- PROBLEM STATEMENT: Look for the string "components" and copy every line that has it.

- DATA SHOWN:

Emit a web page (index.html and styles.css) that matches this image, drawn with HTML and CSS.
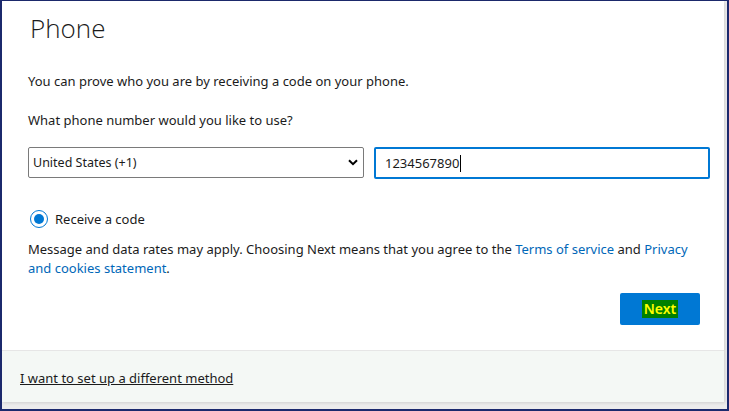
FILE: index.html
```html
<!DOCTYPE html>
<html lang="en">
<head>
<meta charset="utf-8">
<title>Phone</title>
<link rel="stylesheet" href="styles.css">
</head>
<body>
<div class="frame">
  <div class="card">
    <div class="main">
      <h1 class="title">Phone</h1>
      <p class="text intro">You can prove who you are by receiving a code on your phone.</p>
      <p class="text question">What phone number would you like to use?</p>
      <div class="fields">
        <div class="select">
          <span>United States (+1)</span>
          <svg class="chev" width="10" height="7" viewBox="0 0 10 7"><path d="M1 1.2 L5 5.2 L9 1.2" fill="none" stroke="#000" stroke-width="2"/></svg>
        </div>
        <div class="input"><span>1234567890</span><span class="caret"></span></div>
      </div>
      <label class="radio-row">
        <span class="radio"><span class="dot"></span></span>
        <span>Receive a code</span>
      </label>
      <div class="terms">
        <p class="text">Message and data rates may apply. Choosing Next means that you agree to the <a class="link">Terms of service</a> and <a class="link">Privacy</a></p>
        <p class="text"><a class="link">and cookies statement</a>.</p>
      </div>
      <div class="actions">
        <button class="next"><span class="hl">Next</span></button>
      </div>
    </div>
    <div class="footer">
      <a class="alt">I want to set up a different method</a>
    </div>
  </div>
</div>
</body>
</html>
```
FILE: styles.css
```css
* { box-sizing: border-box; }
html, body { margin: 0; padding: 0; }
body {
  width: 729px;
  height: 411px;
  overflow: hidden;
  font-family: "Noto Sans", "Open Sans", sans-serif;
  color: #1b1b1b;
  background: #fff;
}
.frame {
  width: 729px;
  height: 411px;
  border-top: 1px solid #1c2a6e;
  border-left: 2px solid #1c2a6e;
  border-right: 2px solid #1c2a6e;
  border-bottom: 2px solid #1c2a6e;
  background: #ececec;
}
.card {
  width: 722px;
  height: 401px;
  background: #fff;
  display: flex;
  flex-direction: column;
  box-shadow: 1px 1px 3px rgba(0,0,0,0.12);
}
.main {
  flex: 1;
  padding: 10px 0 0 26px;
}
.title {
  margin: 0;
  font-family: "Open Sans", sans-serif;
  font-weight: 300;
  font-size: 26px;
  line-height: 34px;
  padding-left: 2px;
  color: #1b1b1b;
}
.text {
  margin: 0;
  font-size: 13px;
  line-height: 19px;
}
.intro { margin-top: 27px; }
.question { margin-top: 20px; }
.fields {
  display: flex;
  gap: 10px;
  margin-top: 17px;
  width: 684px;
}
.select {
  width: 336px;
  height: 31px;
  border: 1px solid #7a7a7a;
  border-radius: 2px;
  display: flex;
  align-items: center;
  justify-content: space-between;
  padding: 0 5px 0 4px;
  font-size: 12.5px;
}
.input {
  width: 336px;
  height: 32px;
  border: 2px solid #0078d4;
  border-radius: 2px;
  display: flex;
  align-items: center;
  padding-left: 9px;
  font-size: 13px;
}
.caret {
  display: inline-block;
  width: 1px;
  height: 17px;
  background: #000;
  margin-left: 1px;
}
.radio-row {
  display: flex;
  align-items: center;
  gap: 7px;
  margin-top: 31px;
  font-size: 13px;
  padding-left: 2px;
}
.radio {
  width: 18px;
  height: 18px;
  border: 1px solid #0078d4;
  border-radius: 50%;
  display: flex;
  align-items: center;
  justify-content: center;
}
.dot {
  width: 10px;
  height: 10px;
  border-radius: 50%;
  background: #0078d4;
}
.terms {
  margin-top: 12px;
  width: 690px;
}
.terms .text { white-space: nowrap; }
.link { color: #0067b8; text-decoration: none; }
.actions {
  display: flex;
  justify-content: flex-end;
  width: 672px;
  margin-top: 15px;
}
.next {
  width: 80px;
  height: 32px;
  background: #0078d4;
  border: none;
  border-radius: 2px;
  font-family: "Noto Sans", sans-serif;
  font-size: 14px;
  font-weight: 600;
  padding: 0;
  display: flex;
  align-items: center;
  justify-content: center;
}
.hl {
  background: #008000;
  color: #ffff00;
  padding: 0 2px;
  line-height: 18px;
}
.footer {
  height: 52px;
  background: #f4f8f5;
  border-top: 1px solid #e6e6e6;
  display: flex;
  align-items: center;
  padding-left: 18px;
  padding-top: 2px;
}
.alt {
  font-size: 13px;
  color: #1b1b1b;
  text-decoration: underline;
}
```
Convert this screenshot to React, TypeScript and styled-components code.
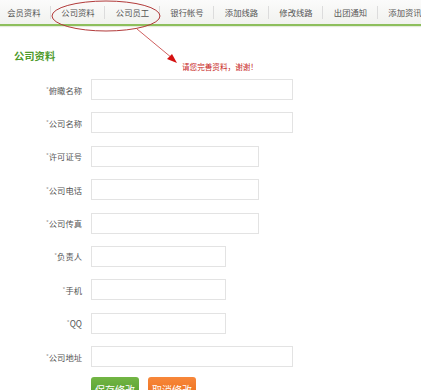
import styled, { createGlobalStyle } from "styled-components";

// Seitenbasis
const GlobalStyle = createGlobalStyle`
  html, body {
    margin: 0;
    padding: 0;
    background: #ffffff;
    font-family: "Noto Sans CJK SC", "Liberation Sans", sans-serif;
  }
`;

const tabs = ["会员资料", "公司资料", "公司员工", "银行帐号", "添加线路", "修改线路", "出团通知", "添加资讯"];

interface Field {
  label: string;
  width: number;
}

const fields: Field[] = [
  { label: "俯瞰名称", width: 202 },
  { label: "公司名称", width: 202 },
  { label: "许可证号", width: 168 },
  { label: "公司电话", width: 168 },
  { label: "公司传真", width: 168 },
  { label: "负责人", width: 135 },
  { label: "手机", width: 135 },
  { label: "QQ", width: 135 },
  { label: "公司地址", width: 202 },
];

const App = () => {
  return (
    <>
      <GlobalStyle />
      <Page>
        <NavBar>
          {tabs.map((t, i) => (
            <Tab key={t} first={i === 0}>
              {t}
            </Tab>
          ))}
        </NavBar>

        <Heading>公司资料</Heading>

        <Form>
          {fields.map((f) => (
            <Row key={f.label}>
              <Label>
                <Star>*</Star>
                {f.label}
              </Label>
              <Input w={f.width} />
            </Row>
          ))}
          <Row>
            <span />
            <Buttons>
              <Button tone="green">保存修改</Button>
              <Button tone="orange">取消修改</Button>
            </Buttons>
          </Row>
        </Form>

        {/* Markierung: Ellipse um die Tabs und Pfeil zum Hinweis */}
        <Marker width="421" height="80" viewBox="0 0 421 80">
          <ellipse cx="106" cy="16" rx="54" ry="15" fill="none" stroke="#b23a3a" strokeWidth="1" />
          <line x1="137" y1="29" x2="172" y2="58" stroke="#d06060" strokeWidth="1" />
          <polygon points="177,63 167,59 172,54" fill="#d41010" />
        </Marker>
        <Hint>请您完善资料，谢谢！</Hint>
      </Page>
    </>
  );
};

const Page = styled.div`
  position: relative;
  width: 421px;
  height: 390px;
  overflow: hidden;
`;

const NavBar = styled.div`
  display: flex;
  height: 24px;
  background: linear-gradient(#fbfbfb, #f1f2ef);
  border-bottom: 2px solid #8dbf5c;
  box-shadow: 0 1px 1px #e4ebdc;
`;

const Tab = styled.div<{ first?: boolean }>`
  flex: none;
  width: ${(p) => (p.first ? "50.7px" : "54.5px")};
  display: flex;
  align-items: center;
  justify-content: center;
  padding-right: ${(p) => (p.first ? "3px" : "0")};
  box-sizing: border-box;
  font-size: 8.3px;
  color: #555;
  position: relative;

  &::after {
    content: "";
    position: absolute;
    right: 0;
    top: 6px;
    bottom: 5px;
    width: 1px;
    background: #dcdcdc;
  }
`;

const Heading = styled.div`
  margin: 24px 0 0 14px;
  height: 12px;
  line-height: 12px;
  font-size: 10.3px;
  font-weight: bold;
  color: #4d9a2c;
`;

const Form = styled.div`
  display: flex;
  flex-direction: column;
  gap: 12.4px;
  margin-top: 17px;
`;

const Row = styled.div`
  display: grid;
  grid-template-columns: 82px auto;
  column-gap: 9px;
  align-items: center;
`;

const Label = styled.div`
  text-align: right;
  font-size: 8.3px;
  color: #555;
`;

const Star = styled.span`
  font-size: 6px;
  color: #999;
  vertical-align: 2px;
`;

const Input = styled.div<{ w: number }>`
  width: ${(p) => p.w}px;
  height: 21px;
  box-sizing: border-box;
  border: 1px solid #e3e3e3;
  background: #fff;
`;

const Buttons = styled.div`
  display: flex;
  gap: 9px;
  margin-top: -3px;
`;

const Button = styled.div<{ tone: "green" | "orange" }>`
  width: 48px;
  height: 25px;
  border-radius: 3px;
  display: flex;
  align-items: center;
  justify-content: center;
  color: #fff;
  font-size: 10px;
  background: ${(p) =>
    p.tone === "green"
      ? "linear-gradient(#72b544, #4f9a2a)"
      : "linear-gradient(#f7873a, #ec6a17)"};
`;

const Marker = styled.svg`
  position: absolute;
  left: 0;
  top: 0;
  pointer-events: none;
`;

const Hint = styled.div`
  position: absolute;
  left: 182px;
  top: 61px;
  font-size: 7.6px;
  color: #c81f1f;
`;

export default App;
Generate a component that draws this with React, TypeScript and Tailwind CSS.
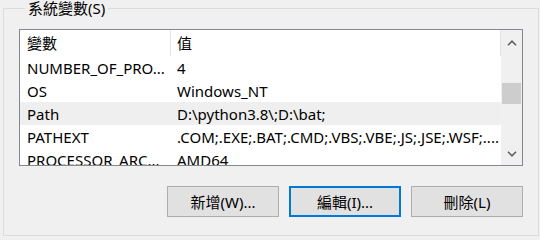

- COMPLETE RESPONSE:
Convert this screenshot to React, TypeScript and styled-components code.
import styled, { createGlobalStyle } from "styled-components";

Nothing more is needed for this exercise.